Baking 101: How climate, weather impacts the way the cookie crumbles

Temperature control, humidity and altitude all factor into large scale bakeries

The temperature outside or humidity likely won't impact the cupcakes someone at home is making, but industrial bakers use many weather-related precautions to make sure a cookie tastes the same off the shelf in Colorado as it does in Florida. 

Rich McFeaters is a technical advisor to the American Bakers Association. He retired after 35 years with Nabisco, working through the years under different corporate changes.

"My claim to fame is Ritz Bits, Teddy Grahams and Snackwells. Those were all my babies that I developed and launched through the company," McFeaters said.

At the end of the day, whether you're baking at home or on an industrial scale, it's the same process.

"You take raw materials; you make it into a dough, you bake it in the oven and in the case of a major manufacturer. You package it, whereas at home, you put them out in the calendar, and they disappear."

However, home bakers have much more forgiving consumers. If your cookies are chewy or burnt on the bottom, they will get eaten.

"But when you're an industrial manufacturer, you're trying to attract customers. You have to have the same quality and the same product all the time," he said. 

McFeaters said the most significant impact weather could have is on employees working at industrial bakeries.

Newer bakeries have air conditioning, but some spaces can't be air-conditioned because you are creating too much heat during the baking process.

"When you get very, very hot conditions in a bakery, it affects employee morale, how employees react, and how employees work," McFeaters said, adding that's the big difference between working in winter and summer seasons."

Temperature and humidity levels are also critical for fermentation used to make bread or crackers. For fermentation, conditions should be between 80 and 85 degrees Fahrenheit and 70 to 75% humidity. Some bakeries use proofing to keep the conditions just right for bread to rise.  
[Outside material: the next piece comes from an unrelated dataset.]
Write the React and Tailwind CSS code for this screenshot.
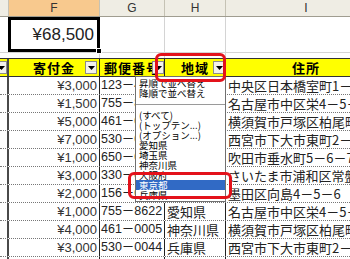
import React from "react";

// Excel-style donation sheet with an autofilter dropdown open on 地域
const rows = [
  { amount: "¥3,000", zip: "123－4567", pref: "東京都", addr: "中央区日本橋室町1－2－3" },
  { amount: "¥1,500", zip: "755－8622", pref: "愛知県", addr: "名古屋市中区栄4－5－6" },
  { amount: "¥5,000", zip: "461－0005", pref: "神奈川県", addr: "横須賀市戸塚区柏尾町" },
  { amount: "¥7,000", zip: "530－0044", pref: "兵庫県", addr: "西宮市下大市東町2－3" },
  { amount: "¥1,000", zip: "650－0012", pref: "大阪府", addr: "吹田市垂水町5－6－7" },
  { amount: "¥3,000", zip: "330－0046", pref: "埼玉県", addr: "さいたま市浦和区常盤" },
  { amount: "¥2,000", zip: "156－0034", pref: "東京都", addr: "墨田区向島4－5－6" },
  { amount: "¥1,000", zip: "755－8622", pref: "愛知県", addr: "名古屋市中区栄4－5－6" },
  { amount: "¥4,000", zip: "461－0005", pref: "神奈川県", addr: "横須賀市戸塚区柏尾町" },
  { amount: "¥3,000", zip: "530－0044", pref: "兵庫県", addr: "西宮市下大市東町2－3" },
];

const filterItems = [
  "(すべて)",
  "(トップテン...)",
  "(オプション...)",
  "愛知県",
  "埼玉県",
  "神奈川県",
  "大阪府",
  "東京都",
  "兵庫県",
];

const Arrow = () => (
  <svg width="7" height="4" viewBox="0 0 7 4">
    <path d="M0 0h7L3.5 4z" fill="#000" />
  </svg>
);

const FilterButton = ({ className = "" }) => (
  <div
    className={
      "absolute top-[2px] h-[13px] w-[12px] flex items-center justify-center bg-[#f3f2ec] border border-[#8c8c8c] " +
      className
    }
  >
    <Arrow />
  </div>
);

const App = () => {
  return (
    <div className="relative w-[350px] h-[259px] overflow-hidden bg-white text-[#222] font-['Liberation_Sans','Noto_Sans_CJK_JP',sans-serif]">
      {/* column letters */}
      <div className="flex h-[17px] border-b border-[#a09d90] bg-[#efede4] text-[12px] leading-[16px] text-[#333]">
        <div className="w-[9px] shrink-0 border-r border-[#c5c2b4]" />
        <div className="w-[91px] shrink-0 border-r border-[#c5c2b4] bg-[#f8c98e] text-center">F</div>
        <div className="w-[65px] shrink-0 border-r border-[#c5c2b4] text-center">G</div>
        <div className="w-[61px] shrink-0 border-r border-[#c5c2b4] text-center">H</div>
        <div className="w-[160px] shrink-0 text-center">I</div>
      </div>

      {/* total row */}
      <div className="flex h-[36px] border-b border-[#d4d4d4]">
        <div className="w-[8px] shrink-0" />
        <div className="relative w-[92px] shrink-0 flex items-center justify-end pr-[3px] border-[3px] border-black text-[17px] text-[#222]">
          ¥68,500
          <div className="absolute -right-[5px] -bottom-[5px] w-[6px] h-[6px] bg-black border border-white" />
        </div>
        <div className="w-[65px] shrink-0 border-r border-[#d4d4d4]" />
        <div className="w-[61px] shrink-0 border-r border-[#d4d4d4]" />
        <div className="w-[160px] shrink-0" />
      </div>

      {/* spacer row */}
      <div className="flex h-[5px]">
        <div className="w-[9px] shrink-0" />
        <div className="w-[91px] shrink-0 border-r border-[#d4d4d4]" />
        <div className="w-[65px] shrink-0 border-r border-[#d4d4d4]" />
        <div className="w-[61px] shrink-0 border-r border-[#d4d4d4]" />
      </div>

      {/* yellow header row */}
      <div className="flex h-[19px] border-y border-[#333] bg-[#ffff00] text-[13px] leading-[17px] font-bold text-black font-['Noto_Sans_CJK_JP',sans-serif]">
        <div className="relative w-[9px] shrink-0 overflow-hidden border-r-2 border-[#4a4a4a]">
          <FilterButton className="right-[0px]" />
        </div>
        <div className="relative w-[91px] shrink-0 border-r border-[#222] text-center tracking-[1px]">
          寄付金
          <FilterButton className="right-[2px]" />
        </div>
        <div className="relative w-[65px] shrink-0 border-r border-[#222] text-center tracking-[1px] whitespace-nowrap overflow-hidden">
          郵便番号
          <FilterButton className="right-[0px]" />
        </div>
        <div className="relative w-[61px] shrink-0 border-r border-[#222] text-center tracking-[1px]">
          地域
          <FilterButton className="right-[0px]" />
        </div>
        <div className="w-[160px] shrink-0 text-center tracking-[1px]">住所</div>
      </div>

      {/* data rows */}
      {[...rows, null].map((r, i) => (
        <div
          key={i}
          className="flex h-[18px] border-b border-dotted border-[#777] text-[13px] leading-[17px] whitespace-nowrap"
        >
          <div className="w-[9px] shrink-0 border-r-2 border-[#4a4a4a]" />
          <div className="w-[91px] shrink-0 border-r border-[#222] text-right pr-[2px] text-[#333]">
            {r && r.amount}
          </div>
          <div className="w-[65px] shrink-0 overflow-hidden border-r border-[#222] pl-[1px] text-[12.5px] text-[#222]">
            {r && r.zip}
          </div>
          <div className="w-[61px] shrink-0 overflow-hidden border-r border-[#222] pl-[2px] font-['Noto_Sans_CJK_JP',sans-serif]">
            {r && r.pref}
          </div>
          <div className="w-[160px] shrink-0 overflow-hidden pl-[2px] font-['Noto_Sans_CJK_JP',sans-serif]">
            {r && r.addr}
          </div>
        </div>
      ))}

      {/* autofilter dropdown */}
      <div className="absolute left-[135px] top-[76px] w-[91px] h-[126px] overflow-hidden bg-white border border-[#707070] pt-[1px] text-[9.5px] leading-[10px] text-black whitespace-nowrap font-['Noto_Sans_CJK_JP',sans-serif]">
        <div className="h-[10px] pl-[3px]">昇順で並べ替え</div>
        <div className="h-[10px] pl-[3px]">降順で並べ替え</div>
        <div className="h-[12px] flex items-center">
          <div className="h-px w-full bg-[#9a9a9a]" />
        </div>
        {filterItems.map((item) => (
          <div
            key={item}
            className={
              item === "東京都"
                ? "h-[10px] pl-[3px] bg-[#316ac5] text-white"
                : "h-[10px] pl-[3px]"
            }
          >
            {item}
          </div>
        ))}
      </div>

      {/* red callouts */}
      <div className="absolute left-[155px] top-[53px] w-[71px] h-[29px] rounded-[6px] border-[3px] border-[#e3121b]" />
      <div className="absolute left-[128px] top-[172px] w-[104px] h-[27px] rounded-[6px] border-[3px] border-[#e3121b]" />
    </div>
  );
};

export default App;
"Some bakeries in the world don't even have a proof room … say down through the Caribbean, Indonesia, India, they just have open spaces that they put out on the floor and let it prove under natural conditions," McFeaters said. "So if you did have a major temperature swing, that would affect the fermentation process on that."
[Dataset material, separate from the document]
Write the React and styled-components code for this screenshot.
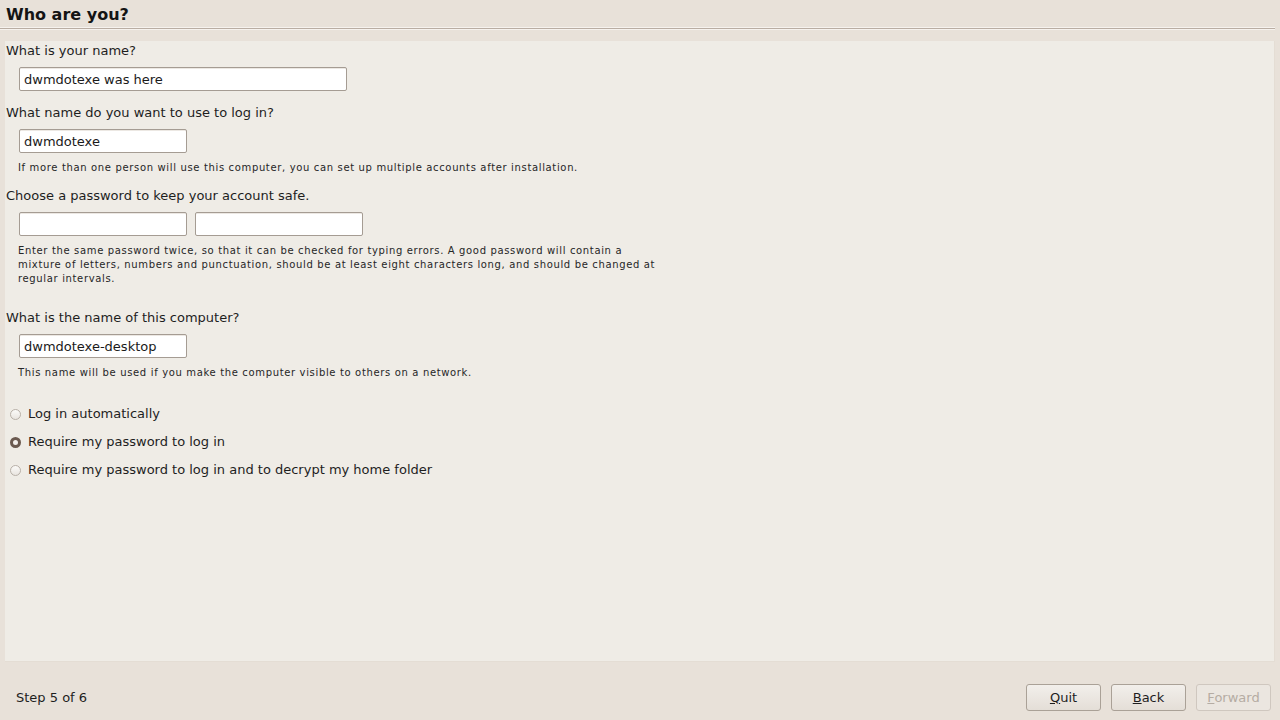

Warmer, humid spaces keep the bacteria "happy" for a quicker proof, McFeaters said. Home bakers have more time to let the dough rise without the aid of a proofing drawer, whereas industrial bakers are working to turn around mass products on a deadline.

Doughs rise faster at a higher altitude and bakers adjust their recipes to make up for elevation. 

"Even the Betty Crocker cake mix box says 'adjust for high altitude' by adding in another tablespoon of flour or something," McFeaters said. 

Even baking ingredients need a suitable climate. Flour kept in large silos might be warmed up in the winter or cooled by fans in the summer before it's used in a recipe.

"The ideal temperature for flour would probably be about 72 degrees. So when you have flour coming out of the silo at 115 degrees, that's a lot of heat that you have to remove, and some bakeries and very hot climates build in special equipment to air cool that flour before it goes to the mixing department."

Big companies have bakeries worldwide, but some parts of the process are in states known for their wheat crops and producing the best baking flour.

MscFeaters said Nabisco has a flour mill in Toledo, Ohio, that grows "some of the best cookie flour in the country." General Mills is based in Minneapolis because of the massive wheat production in Minnesota. 

"It's the soil conditions in that particular area. It's the yields because it's very flat land out there. That's all the great lakes soil growing conditions out there," McFeaters said. "That type of flour grows best out there."

McFeaters said different areas are known for growing certain types of wheat used to make other food items.

Baking comes down to chemistry for McFeaters, who has a degree in food science from Penn State. 

"It's just as much a chemical operation as manufacturing, gasoline, or pharmaceutical drugs or anything like that," he said. "You want to be the most consistent. So you have the same dose, the same product coming out of the oven operations at all times."